• [EXERCISE INPUT]
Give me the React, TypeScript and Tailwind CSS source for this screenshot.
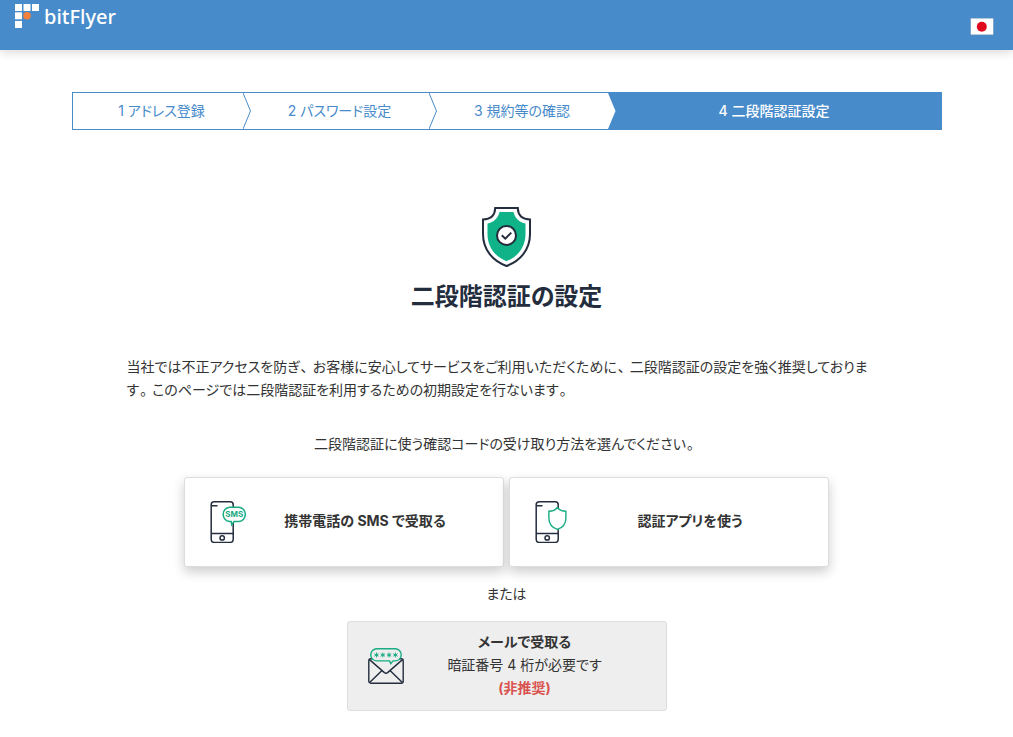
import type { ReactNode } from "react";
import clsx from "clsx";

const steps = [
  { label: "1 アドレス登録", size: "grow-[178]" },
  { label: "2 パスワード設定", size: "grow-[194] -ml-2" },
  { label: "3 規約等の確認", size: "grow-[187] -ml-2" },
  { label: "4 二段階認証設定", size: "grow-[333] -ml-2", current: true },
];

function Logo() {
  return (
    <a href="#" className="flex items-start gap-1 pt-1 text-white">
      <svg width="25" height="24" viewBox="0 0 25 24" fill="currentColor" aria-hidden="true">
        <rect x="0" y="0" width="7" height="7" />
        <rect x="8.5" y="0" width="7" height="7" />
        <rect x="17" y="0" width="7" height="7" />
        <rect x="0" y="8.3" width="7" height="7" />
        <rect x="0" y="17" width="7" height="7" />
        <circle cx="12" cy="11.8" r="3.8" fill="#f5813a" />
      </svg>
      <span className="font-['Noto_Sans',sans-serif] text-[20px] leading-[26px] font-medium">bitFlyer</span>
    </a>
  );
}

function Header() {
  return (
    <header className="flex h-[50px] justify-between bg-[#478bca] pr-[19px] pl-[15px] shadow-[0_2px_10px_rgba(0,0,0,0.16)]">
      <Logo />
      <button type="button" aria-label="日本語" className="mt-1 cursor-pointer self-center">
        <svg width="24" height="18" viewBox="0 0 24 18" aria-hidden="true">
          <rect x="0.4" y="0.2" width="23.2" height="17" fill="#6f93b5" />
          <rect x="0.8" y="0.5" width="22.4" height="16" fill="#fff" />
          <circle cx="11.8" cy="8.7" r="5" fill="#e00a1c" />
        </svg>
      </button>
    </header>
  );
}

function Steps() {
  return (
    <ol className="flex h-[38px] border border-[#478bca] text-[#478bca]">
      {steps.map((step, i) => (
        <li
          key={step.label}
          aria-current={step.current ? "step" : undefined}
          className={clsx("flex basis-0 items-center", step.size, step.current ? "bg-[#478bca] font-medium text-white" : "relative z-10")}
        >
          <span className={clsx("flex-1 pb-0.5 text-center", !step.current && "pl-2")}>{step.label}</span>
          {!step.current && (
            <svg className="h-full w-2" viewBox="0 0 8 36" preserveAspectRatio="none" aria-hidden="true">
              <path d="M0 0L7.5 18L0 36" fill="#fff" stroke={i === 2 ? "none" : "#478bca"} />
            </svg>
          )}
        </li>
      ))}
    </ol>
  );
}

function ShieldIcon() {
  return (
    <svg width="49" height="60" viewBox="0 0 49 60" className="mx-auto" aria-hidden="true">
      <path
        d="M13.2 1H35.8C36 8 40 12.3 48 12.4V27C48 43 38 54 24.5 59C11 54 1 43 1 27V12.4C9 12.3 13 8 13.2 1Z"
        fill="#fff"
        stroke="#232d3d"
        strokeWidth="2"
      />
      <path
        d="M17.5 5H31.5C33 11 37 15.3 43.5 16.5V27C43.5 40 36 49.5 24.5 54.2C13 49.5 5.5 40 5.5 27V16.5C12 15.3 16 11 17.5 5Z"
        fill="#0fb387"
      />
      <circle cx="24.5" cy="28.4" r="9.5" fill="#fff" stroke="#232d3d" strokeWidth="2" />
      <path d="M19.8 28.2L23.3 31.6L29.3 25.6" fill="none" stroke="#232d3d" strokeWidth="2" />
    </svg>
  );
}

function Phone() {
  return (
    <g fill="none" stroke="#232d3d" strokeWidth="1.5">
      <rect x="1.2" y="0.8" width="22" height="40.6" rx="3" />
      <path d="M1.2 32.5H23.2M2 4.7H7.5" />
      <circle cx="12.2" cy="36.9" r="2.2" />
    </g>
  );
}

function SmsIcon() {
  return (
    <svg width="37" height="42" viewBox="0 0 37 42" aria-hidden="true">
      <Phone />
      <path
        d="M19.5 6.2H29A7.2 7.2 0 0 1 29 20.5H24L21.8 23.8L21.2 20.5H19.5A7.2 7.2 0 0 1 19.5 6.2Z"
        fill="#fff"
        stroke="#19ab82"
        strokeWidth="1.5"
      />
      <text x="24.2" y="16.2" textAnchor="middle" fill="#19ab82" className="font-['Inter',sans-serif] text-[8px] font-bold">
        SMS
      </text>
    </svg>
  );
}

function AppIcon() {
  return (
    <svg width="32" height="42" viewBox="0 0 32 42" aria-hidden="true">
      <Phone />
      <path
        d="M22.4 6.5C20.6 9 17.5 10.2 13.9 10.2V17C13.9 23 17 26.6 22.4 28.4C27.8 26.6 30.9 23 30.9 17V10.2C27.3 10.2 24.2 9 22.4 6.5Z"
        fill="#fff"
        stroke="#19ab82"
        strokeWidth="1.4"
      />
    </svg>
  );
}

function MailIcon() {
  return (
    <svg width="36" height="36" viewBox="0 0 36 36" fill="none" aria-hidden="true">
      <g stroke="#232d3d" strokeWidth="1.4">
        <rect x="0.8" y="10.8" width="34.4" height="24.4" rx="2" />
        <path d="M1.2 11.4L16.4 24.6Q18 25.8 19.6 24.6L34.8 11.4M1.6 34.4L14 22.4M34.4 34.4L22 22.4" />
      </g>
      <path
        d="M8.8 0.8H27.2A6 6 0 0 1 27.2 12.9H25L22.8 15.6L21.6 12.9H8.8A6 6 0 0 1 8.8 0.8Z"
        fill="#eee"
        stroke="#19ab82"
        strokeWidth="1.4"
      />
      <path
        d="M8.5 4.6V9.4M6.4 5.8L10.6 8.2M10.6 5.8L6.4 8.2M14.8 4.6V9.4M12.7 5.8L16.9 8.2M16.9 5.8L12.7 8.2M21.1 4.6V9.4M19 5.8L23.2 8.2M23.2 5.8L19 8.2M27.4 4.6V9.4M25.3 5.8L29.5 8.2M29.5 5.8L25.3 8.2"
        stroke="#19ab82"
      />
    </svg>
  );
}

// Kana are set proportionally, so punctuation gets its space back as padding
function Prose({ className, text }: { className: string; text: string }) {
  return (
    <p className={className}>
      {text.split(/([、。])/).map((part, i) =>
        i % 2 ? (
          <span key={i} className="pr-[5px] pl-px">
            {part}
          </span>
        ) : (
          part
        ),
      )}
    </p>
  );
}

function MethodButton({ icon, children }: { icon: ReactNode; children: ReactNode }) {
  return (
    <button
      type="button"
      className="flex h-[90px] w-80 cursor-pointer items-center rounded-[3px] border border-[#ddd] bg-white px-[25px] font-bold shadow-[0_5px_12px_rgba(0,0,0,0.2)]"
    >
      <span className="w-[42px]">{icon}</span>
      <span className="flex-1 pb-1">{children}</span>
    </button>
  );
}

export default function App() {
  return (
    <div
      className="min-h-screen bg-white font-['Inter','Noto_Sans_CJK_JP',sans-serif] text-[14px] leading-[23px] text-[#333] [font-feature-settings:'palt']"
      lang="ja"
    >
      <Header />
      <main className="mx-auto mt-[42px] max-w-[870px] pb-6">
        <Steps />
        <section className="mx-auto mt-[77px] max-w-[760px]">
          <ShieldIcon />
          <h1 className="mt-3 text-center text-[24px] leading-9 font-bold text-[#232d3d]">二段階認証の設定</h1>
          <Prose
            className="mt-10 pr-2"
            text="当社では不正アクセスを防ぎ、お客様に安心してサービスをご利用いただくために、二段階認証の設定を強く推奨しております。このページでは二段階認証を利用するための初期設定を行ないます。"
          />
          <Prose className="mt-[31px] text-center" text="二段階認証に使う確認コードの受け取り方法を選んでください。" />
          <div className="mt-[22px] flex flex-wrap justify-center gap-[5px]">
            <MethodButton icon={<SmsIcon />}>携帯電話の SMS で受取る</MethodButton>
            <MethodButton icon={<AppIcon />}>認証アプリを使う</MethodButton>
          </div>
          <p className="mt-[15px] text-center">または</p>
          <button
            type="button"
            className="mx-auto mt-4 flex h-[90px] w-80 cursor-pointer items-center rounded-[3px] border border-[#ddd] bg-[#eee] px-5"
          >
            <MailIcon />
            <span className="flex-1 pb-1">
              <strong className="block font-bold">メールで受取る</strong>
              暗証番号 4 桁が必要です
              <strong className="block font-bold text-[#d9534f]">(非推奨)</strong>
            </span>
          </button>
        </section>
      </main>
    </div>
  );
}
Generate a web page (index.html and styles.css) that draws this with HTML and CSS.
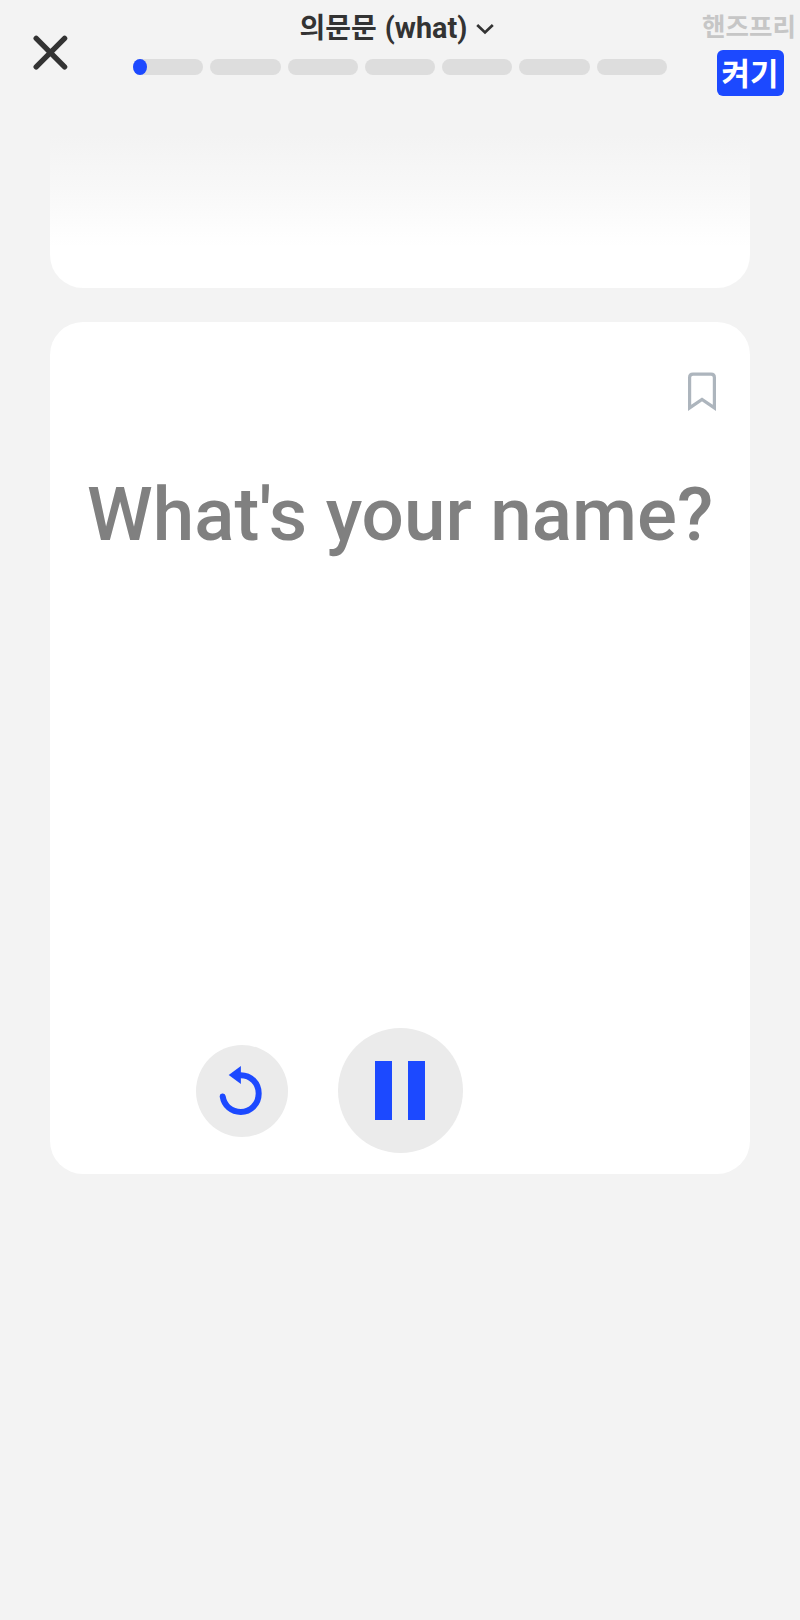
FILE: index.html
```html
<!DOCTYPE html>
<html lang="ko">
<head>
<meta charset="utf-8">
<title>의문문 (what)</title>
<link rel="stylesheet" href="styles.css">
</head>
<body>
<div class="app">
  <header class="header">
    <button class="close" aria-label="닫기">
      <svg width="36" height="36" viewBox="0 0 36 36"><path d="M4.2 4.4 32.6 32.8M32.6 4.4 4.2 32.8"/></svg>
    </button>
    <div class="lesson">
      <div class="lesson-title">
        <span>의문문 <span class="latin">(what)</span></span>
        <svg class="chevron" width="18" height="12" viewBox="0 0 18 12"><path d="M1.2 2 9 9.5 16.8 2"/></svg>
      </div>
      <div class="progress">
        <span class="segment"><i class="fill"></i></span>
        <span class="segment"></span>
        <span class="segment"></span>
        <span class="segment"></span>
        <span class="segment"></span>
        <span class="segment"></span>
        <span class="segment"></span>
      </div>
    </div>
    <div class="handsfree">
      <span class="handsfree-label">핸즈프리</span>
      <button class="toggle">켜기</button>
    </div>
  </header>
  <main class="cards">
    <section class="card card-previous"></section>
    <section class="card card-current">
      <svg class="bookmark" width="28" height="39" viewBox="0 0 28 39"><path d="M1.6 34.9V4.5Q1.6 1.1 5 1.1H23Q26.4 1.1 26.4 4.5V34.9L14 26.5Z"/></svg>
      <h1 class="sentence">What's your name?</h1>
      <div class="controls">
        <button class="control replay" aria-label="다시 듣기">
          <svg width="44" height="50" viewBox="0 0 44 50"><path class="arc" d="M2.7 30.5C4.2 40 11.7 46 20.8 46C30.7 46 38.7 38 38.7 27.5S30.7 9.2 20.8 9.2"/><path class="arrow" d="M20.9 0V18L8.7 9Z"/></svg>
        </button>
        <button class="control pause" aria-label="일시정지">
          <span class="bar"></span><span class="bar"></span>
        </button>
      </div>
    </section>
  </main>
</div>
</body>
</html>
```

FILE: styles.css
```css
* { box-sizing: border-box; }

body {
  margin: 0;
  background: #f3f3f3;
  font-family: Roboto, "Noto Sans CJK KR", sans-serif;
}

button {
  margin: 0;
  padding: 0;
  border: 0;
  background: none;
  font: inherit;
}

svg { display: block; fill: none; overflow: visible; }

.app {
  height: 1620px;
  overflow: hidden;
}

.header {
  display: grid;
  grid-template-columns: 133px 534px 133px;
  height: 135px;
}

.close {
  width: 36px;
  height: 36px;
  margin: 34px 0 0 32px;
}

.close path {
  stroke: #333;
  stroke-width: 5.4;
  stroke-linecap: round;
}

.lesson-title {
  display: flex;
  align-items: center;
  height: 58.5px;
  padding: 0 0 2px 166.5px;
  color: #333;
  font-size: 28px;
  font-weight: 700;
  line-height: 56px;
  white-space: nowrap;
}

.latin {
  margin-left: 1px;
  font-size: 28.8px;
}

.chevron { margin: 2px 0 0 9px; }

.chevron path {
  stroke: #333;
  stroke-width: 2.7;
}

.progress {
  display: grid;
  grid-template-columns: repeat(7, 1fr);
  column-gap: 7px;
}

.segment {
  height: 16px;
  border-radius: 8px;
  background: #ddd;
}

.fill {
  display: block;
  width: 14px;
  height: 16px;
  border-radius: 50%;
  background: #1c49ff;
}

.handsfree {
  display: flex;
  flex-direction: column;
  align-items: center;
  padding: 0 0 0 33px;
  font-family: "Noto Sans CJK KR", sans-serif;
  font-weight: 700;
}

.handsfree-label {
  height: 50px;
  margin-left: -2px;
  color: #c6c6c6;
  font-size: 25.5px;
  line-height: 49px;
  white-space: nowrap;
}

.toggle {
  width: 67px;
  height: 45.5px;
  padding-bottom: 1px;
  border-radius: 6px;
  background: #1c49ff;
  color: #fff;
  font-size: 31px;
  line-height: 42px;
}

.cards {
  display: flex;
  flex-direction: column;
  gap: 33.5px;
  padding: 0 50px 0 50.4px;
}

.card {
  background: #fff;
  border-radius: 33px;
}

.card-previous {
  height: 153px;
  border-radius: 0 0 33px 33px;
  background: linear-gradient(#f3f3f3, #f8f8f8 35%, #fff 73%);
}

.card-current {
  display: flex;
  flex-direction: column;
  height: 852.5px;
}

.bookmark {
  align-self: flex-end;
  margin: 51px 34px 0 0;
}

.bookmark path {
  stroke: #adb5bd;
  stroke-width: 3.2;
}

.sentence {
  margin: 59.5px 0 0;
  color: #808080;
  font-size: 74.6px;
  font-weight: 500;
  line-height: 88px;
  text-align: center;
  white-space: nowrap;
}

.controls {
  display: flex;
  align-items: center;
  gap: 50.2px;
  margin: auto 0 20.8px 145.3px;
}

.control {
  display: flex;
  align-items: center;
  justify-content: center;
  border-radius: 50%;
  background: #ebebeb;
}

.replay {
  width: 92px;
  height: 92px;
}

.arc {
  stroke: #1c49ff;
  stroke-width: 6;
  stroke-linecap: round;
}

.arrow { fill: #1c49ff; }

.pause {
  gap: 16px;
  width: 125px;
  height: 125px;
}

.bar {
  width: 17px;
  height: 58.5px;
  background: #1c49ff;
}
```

• [INSTRUCTIONS TO FOLLOW]
Every line from the top of the material above through the line with "import clsx from" should be duplicated exactly, please; leave out the pictures.

• [SOLUTION]
Give me the React, TypeScript and Tailwind CSS source for this screenshot.
import type { ReactNode } from "react";
import clsx from "clsx";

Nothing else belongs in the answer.